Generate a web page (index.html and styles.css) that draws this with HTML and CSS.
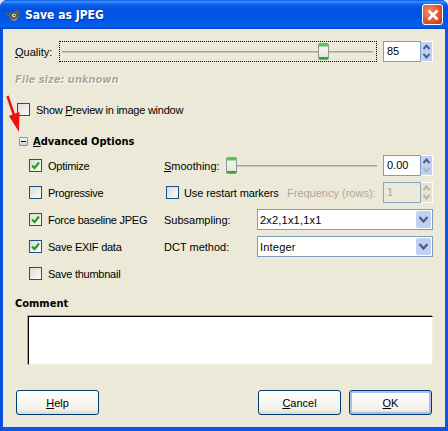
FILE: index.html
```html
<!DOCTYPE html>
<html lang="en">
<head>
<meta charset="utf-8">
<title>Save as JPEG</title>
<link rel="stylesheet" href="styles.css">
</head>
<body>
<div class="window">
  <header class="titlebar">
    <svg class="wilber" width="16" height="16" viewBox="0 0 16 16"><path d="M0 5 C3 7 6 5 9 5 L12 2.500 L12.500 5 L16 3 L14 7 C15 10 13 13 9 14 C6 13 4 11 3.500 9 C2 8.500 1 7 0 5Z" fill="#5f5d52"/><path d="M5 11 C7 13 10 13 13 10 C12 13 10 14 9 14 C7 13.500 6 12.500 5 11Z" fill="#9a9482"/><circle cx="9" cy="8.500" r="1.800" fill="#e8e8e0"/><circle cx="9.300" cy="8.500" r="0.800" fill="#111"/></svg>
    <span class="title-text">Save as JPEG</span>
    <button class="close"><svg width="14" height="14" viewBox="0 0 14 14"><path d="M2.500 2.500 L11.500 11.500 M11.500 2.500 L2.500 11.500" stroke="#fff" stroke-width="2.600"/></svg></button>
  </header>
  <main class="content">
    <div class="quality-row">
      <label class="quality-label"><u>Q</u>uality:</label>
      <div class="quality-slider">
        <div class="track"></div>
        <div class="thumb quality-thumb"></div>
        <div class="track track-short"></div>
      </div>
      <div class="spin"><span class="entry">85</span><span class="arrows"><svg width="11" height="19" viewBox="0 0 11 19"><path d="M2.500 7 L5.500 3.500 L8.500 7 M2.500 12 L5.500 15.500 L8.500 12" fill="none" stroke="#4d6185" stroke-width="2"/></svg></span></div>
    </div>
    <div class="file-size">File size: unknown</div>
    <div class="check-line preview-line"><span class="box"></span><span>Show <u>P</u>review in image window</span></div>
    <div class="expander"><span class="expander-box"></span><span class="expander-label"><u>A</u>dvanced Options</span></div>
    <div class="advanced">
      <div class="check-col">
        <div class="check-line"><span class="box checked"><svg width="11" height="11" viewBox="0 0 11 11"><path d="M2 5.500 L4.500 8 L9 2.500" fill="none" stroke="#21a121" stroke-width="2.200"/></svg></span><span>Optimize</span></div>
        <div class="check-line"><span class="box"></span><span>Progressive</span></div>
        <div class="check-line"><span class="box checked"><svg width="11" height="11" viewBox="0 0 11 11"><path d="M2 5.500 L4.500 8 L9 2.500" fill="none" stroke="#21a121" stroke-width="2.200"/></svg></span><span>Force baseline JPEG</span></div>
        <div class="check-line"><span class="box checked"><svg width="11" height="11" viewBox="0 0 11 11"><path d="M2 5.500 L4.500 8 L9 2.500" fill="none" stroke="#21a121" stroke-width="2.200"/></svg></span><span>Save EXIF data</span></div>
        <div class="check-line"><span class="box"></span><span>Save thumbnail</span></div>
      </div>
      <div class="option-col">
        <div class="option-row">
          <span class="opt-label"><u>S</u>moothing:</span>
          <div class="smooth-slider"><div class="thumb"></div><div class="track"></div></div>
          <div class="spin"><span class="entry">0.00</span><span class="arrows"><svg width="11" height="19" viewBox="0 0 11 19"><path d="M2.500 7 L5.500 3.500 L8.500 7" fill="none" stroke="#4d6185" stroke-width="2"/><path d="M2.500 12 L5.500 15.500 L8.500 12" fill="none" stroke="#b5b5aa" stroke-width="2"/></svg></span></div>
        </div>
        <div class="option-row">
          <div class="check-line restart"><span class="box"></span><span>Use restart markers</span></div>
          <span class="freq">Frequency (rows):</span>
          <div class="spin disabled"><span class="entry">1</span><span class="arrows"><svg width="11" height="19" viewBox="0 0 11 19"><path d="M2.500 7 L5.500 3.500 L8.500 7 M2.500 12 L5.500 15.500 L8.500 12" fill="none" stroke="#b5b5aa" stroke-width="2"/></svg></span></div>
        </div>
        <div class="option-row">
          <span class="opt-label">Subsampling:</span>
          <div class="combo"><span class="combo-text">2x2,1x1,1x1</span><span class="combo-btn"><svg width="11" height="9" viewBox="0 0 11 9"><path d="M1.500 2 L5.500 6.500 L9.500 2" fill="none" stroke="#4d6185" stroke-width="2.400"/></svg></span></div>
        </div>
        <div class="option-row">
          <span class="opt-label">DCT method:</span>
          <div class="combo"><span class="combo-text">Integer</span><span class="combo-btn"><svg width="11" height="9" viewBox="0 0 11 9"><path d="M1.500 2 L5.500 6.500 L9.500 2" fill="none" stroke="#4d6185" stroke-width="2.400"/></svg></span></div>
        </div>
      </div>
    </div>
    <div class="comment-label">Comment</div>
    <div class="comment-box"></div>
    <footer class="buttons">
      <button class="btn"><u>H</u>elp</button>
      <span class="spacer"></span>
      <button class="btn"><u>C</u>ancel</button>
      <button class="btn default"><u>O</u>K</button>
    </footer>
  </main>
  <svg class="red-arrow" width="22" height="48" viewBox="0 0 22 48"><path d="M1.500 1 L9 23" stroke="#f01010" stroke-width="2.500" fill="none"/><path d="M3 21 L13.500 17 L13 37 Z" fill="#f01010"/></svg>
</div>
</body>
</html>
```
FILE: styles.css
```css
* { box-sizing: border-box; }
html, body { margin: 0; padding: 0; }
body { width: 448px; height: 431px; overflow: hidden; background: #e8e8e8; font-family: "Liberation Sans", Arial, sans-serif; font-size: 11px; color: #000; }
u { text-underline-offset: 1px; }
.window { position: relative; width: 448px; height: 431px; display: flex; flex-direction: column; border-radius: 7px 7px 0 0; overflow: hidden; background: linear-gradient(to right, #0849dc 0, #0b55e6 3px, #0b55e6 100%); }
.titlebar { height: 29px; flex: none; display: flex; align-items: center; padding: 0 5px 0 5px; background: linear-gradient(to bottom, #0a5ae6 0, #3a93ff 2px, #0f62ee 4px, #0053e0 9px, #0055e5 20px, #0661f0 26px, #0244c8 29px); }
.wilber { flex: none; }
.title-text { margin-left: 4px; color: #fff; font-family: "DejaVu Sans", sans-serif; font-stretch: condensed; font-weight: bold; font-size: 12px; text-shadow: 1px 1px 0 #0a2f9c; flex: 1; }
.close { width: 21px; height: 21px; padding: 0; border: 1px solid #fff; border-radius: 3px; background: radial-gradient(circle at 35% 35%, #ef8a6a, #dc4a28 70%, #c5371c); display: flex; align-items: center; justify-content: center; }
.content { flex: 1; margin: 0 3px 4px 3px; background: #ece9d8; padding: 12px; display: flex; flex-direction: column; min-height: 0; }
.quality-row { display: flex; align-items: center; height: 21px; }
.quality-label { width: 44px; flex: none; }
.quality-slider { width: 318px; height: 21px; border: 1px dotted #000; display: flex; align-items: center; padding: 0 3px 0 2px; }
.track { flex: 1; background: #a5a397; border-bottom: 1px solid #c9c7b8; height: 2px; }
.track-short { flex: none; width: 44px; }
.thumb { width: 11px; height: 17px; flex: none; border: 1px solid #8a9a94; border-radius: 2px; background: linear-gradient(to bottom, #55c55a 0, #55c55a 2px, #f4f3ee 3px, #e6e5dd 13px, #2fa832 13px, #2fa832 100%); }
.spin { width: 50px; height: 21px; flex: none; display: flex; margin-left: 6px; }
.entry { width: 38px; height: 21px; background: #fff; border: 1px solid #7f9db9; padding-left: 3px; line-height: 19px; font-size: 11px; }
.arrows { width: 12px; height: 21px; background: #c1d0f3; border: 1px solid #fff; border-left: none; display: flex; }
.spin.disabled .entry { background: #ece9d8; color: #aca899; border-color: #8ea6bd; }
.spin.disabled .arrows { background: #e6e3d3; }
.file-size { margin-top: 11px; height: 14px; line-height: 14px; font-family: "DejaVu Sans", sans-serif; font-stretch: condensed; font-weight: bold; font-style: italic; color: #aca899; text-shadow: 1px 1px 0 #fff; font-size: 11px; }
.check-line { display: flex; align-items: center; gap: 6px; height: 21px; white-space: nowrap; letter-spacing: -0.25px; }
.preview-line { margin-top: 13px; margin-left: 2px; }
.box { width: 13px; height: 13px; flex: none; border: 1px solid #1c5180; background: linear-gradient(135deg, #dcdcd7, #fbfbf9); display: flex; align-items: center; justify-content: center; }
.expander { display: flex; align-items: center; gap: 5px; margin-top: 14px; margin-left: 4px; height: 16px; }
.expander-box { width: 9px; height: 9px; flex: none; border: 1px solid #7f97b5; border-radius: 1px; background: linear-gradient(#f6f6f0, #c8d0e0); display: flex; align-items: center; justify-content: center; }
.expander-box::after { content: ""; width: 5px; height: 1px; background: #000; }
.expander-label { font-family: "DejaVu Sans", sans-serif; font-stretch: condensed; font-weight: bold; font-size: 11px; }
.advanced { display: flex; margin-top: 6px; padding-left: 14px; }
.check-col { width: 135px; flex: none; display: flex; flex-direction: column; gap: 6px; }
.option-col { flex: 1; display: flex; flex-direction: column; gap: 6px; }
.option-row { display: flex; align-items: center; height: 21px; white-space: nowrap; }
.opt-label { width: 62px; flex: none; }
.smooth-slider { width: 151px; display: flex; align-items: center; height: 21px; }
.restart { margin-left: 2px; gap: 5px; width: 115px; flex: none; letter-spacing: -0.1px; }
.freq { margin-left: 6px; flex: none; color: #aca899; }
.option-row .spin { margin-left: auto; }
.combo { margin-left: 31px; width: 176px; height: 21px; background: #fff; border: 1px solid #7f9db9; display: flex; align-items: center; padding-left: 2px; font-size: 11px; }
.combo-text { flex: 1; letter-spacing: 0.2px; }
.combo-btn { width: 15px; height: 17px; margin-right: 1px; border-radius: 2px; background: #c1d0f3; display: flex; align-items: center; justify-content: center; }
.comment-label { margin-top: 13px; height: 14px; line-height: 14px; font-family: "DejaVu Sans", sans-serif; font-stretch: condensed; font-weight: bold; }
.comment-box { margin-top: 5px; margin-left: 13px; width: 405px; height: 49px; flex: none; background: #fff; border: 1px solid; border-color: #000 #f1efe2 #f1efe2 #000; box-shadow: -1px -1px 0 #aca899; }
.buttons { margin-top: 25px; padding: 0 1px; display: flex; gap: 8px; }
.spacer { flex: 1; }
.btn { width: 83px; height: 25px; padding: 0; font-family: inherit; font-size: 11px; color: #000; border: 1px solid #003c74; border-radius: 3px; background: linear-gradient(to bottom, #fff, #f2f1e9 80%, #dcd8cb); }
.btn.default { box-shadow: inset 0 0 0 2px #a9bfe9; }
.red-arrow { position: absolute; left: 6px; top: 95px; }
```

***

PROBLEM TO SOLVE
Select, from the listing, all lines that include the word "index".

EXERCISE OUTPUT
Generate a web page (index.html and styles.css) that draws this with HTML and CSS.
FILE: index.html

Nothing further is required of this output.